* Task description
Transcribe the listing word for word.
─── Raw data ───
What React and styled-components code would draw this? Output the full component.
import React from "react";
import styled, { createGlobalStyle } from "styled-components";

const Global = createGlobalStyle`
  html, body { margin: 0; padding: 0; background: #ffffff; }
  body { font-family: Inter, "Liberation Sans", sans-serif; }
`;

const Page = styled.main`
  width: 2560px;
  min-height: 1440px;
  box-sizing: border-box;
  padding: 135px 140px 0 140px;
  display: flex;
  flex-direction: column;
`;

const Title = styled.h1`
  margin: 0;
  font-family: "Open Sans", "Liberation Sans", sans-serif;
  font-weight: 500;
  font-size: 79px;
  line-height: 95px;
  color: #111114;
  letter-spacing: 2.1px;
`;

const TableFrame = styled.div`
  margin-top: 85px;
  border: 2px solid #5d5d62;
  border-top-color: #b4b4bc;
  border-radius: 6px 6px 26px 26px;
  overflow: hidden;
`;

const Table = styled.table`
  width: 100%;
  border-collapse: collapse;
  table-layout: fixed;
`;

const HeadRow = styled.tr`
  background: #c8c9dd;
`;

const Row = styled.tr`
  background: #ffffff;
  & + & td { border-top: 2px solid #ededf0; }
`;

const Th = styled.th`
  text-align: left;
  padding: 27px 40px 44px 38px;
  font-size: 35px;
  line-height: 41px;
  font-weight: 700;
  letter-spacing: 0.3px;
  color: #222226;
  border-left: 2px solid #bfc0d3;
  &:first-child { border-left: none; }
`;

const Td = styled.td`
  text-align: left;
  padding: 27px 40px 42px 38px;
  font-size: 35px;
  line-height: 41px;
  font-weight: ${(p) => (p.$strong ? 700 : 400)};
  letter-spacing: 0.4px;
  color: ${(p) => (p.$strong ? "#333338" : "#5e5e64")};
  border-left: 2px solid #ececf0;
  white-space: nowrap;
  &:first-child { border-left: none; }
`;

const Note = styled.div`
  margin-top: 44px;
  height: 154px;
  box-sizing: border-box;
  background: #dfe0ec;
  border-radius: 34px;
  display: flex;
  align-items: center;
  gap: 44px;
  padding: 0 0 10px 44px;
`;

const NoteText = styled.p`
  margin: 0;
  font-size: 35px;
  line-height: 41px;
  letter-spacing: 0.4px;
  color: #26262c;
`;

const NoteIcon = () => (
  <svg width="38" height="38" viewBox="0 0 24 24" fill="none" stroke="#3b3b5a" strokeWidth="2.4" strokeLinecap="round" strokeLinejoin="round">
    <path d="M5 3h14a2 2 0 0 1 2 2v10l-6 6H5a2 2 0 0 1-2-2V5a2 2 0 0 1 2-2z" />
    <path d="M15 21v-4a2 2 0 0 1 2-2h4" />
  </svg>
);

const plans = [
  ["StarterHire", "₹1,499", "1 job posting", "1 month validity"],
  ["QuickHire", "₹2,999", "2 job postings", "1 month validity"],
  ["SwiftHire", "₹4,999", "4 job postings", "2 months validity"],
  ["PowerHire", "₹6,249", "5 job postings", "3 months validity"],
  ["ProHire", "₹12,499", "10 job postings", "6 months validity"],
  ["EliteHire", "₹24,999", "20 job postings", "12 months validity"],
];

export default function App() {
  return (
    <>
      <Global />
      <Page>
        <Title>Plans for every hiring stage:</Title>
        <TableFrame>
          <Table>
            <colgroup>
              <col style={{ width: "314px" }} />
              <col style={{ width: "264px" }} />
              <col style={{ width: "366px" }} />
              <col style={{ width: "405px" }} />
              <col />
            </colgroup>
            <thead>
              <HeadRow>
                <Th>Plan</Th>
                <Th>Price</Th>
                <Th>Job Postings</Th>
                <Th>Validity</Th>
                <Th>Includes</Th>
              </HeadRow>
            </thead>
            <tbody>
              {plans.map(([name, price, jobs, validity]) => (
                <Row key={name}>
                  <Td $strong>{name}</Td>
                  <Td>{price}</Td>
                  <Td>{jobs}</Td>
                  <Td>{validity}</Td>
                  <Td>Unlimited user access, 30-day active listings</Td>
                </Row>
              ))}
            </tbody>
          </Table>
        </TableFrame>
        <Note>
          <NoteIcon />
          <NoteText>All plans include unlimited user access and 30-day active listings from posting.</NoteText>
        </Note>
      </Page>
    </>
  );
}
───
* Response below
What React and styled-components code would draw this? Output the full component.
import React from "react";
import styled, { createGlobalStyle } from "styled-components";

const Global = createGlobalStyle`
  html, body { margin: 0; padding: 0; background: #ffffff; }
  body { font-family: Inter, "Liberation Sans", sans-serif; }
`;

const Page = styled.main`
  width: 2560px;
  min-height: 1440px;
  box-sizing: border-box;
  padding: 135px 140px 0 140px;
  display: flex;
  flex-direction: column;
`;

const Title = styled.h1`
  margin: 0;
  font-family: "Open Sans", "Liberation Sans", sans-serif;
  font-weight: 500;
  font-size: 79px;
  line-height: 95px;
  color: #111114;
  letter-spacing: 2.1px;
`;

const TableFrame = styled.div`
  margin-top: 85px;
  border: 2px solid #5d5d62;
  border-top-color: #b4b4bc;
  border-radius: 6px 6px 26px 26px;
  overflow: hidden;
`;

const Table = styled.table`
  width: 100%;
  border-collapse: collapse;
  table-layout: fixed;
`;

const HeadRow = styled.tr`
  background: #c8c9dd;
`;

const Row = styled.tr`
  background: #ffffff;
  & + & td { border-top: 2px solid #ededf0; }
`;

const Th = styled.th`
  text-align: left;
  padding: 27px 40px 44px 38px;
  font-size: 35px;
  line-height: 41px;
  font-weight: 700;
  letter-spacing: 0.3px;
  color: #222226;
  border-left: 2px solid #bfc0d3;
  &:first-child { border-left: none; }
`;

const Td = styled.td`
  text-align: left;
  padding: 27px 40px 42px 38px;
  font-size: 35px;
  line-height: 41px;
  font-weight: ${(p) => (p.$strong ? 700 : 400)};
  letter-spacing: 0.4px;
  color: ${(p) => (p.$strong ? "#333338" : "#5e5e64")};
  border-left: 2px solid #ececf0;
  white-space: nowrap;
  &:first-child { border-left: none; }
`;

const Note = styled.div`
  margin-top: 44px;
  height: 154px;
  box-sizing: border-box;
  background: #dfe0ec;
  border-radius: 34px;
  display: flex;
  align-items: center;
  gap: 44px;
  padding: 0 0 10px 44px;
`;

const NoteText = styled.p`
  margin: 0;
  font-size: 35px;
  line-height: 41px;
  letter-spacing: 0.4px;
  color: #26262c;
`;

const NoteIcon = () => (
  <svg width="38" height="38" viewBox="0 0 24 24" fill="none" stroke="#3b3b5a" strokeWidth="2.4" strokeLinecap="round" strokeLinejoin="round">
    <path d="M5 3h14a2 2 0 0 1 2 2v10l-6 6H5a2 2 0 0 1-2-2V5a2 2 0 0 1 2-2z" />
    <path d="M15 21v-4a2 2 0 0 1 2-2h4" />
  </svg>
);

const plans = [
  ["StarterHire", "₹1,499", "1 job posting", "1 month validity"],
  ["QuickHire", "₹2,999", "2 job postings", "1 month validity"],
  ["SwiftHire", "₹4,999", "4 job postings", "2 months validity"],
  ["PowerHire", "₹6,249", "5 job postings", "3 months validity"],
  ["ProHire", "₹12,499", "10 job postings", "6 months validity"],
  ["EliteHire", "₹24,999", "20 job postings", "12 months validity"],
];

export default function App() {
  return (
    <>
      <Global />
      <Page>
        <Title>Plans for every hiring stage:</Title>
        <TableFrame>
          <Table>
            <colgroup>
              <col style={{ width: "314px" }} />
              <col style={{ width: "264px" }} />
              <col style={{ width: "366px" }} />
              <col style={{ width: "405px" }} />
              <col />
            </colgroup>
            <thead>
              <HeadRow>
                <Th>Plan</Th>
                <Th>Price</Th>
                <Th>Job Postings</Th>
                <Th>Validity</Th>
                <Th>Includes</Th>
              </HeadRow>
            </thead>
            <tbody>
              {plans.map(([name, price, jobs, validity]) => (
                <Row key={name}>
                  <Td $strong>{name}</Td>
                  <Td>{price}</Td>
                  <Td>{jobs}</Td>
                  <Td>{validity}</Td>
                  <Td>Unlimited user access, 30-day active listings</Td>
                </Row>
              ))}
            </tbody>
          </Table>
        </TableFrame>
        <Note>
          <NoteIcon />
          <NoteText>All plans include unlimited user access and 30-day active listings from posting.</NoteText>
        </Note>
      </Page>
    </>
  );
}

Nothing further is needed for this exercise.